What Do We Really Want?

Where did that question come from? We’re going along happily enough, doing the humdrum routine that has its comforts. Then this nagging question comes along. And it does come along because there’s something nagging in our insides, something we haven’t totally digested.

We don’t always do what we really want to because, one way or another, we believe, maybe, we know, the price will be too expensive, more than we are ready to have ourselves pay. There are so many kinds of costs, not only those involving money.

 

It may be self-esteem. Aren’t we all afraid of looking like a fool in front of people we respect? Or we are in a committed relationship and yet we really feel like doing something that will put that relationship, and all the resources you have invested in it, in jeopardy?

 

 So you just shrug your shoulders metaphorically and go on doing what you are doing. But you don’t forget it. It is always there. Sometimes you take it out of your deep pocket, mull it over, and put it back again in your pocket. And that’s where it stays unless some event provokes a crisis that forces you to re-think the tenor of your life.

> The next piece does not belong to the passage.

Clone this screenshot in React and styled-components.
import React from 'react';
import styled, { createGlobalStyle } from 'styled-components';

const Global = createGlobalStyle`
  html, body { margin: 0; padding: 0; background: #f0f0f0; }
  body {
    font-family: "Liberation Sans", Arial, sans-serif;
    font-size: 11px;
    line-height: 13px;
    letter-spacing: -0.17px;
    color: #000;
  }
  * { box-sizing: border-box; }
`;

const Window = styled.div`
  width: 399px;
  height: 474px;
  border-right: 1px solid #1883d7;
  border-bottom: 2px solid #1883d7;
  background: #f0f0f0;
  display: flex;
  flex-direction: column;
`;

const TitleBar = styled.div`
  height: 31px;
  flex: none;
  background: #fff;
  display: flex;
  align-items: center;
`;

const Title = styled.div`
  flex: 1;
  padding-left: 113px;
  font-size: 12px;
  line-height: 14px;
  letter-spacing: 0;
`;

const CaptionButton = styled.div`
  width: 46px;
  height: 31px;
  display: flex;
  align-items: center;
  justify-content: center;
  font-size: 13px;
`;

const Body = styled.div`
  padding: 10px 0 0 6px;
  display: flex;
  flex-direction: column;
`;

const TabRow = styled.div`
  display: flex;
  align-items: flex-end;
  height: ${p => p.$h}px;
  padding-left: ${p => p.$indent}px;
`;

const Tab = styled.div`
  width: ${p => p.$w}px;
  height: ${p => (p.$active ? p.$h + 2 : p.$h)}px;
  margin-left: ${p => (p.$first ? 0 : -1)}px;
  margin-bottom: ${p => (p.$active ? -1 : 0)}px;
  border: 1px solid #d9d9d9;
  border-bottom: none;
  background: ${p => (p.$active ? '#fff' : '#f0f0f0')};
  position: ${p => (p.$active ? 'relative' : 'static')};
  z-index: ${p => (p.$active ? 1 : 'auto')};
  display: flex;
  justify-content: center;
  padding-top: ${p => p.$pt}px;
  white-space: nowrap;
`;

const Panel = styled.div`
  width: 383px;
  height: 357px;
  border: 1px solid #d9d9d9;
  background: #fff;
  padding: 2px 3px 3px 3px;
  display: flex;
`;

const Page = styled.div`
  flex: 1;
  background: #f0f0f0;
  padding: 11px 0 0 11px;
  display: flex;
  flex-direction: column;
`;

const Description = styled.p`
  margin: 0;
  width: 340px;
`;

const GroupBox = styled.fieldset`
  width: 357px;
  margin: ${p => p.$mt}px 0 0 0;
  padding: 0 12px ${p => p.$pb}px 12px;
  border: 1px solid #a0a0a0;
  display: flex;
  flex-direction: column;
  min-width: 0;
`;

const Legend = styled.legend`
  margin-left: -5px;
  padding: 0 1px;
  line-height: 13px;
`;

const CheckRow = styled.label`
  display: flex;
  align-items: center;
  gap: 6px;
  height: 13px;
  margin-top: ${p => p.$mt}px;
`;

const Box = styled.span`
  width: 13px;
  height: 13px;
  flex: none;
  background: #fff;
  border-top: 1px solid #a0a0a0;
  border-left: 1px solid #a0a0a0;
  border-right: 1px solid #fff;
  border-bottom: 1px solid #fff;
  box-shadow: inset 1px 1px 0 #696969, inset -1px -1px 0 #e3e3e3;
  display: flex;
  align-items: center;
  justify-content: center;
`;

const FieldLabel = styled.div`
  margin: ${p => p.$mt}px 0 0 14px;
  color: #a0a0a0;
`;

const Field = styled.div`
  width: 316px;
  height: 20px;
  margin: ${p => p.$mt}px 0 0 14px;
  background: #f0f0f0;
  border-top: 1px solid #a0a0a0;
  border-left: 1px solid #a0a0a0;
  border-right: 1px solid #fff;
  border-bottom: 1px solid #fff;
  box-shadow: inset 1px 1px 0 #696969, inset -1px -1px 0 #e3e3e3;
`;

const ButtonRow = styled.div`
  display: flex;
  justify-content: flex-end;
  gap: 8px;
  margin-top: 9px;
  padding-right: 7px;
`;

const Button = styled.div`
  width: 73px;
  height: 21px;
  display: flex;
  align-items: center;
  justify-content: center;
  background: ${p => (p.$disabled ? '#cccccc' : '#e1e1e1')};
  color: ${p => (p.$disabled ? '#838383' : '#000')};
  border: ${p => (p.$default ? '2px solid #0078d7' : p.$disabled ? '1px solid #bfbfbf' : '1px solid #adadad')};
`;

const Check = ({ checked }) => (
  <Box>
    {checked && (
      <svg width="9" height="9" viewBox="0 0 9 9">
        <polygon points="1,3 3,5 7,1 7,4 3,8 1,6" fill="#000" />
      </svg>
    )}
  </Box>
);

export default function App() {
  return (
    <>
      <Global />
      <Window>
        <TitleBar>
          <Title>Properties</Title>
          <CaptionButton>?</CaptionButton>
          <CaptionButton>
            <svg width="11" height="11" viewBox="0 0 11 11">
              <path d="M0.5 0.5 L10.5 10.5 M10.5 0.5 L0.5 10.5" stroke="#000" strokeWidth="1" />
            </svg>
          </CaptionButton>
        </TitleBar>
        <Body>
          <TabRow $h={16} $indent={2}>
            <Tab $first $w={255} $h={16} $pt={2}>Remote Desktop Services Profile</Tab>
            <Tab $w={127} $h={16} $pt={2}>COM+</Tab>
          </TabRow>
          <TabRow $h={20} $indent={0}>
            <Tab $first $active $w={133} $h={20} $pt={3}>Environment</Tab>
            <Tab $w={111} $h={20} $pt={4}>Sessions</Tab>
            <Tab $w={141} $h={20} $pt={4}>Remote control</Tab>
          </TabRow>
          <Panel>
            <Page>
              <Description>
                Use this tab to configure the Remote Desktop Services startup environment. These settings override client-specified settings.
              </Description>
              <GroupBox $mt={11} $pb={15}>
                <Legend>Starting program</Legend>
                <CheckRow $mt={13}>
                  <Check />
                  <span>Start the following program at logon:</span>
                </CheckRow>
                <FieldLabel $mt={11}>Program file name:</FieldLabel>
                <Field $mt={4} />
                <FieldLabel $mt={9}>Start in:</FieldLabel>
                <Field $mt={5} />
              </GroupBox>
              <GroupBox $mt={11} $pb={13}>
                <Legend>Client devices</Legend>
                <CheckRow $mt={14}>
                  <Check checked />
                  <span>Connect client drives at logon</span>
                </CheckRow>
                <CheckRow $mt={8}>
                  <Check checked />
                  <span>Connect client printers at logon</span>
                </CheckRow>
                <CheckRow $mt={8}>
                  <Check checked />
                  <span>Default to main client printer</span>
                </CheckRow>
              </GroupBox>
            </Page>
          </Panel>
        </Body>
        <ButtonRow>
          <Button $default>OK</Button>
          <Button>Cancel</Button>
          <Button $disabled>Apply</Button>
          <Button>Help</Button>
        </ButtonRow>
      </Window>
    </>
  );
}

I know, life can be an emotional jungle. We often see people do things that we would never do. We just shake our heads, and shrink back to what we were doing, stifling those feelings of wonderment at the daring so-and-so exhibited that totally changed his life.

The truth is, if we are willing to admit it to ourselves, we often don’t do what we really want to because we wouldn’t dare because it might upset our applecart. We may fear that and it freezes us into inaction until the moment passes.

And then we admire someone who really goes for broke regardless of the consequences. We may criticize them in our own minds for their actions because of the impact these actions may have had on others involved in the situation, reasons we offer to ourselves for never doing such a thing.

It took me fifty years to make my play for the gal I really wanted, because I lived up to  commitments I had already made to others, regardless of what I really wanted to do. (I did try after thirty years, but I did not find the right words or the right actions. We passed each other by as on floating rafts on a boundless ocean.)

I acted in the end only when events had freed me from the obligations I had taken on. Prior to that, it did not matter to me that the deal I had made had left me the loser in my own mind. (At least, that’s what I tell myself.)

 It was my last desperate attempt to set things right, and I planned it for almost a year. My good fortune was to somehow find the right words and actions to save myself, and, hopefully, do something similar for her. You’d have to ask her about that.

But when it came to career changes, I was ready TO change my path in a flash regardless of the unknown potential consequences for myself and those dependent on me. Ask me why the behavior was different…….. I have no answer.

Perhaps I had a conviction that somehow I would find the answers I would need to find in the face of any threatened failure.

People are a puzzle, aren’t they? Maybe twenty years of deep therapy would reveal the answer.

We are a hodge-podge of motivations, writing stuff into our emotional DNA every moment we are alive. Our earliest experiences in life cut deep trails without our being consciously aware, but there is no doubt, the recorder is making notes every moment we are alive. Often, we are not alive to the feedback. But our behaviors can be unconsciously influenced without our fully understanding the rationale that drives our behaviors.

Then there are our obsessions, things we are driven to do beyond all reason. If we achieve them, they mark for us a satisfaction beyond all others. They become the thing in our minds that justifies for us the very reason we were placed on this earth. If we fail to achieve them, they become the thing that haunts our lives with a sense of failure.

This can be pretty important stuff for us. The older we get, blessed with time for contemplation, the more likely we will be fortunate enough to puzzle out the secrets about our lives we never had a chance to figure out. With that may come a sense of peace, a sense of completion not everyone of us is blessed to achieve in our lives.

 I think we can be drawn to people like that because they radiate something we all may wish we could find in our own lives.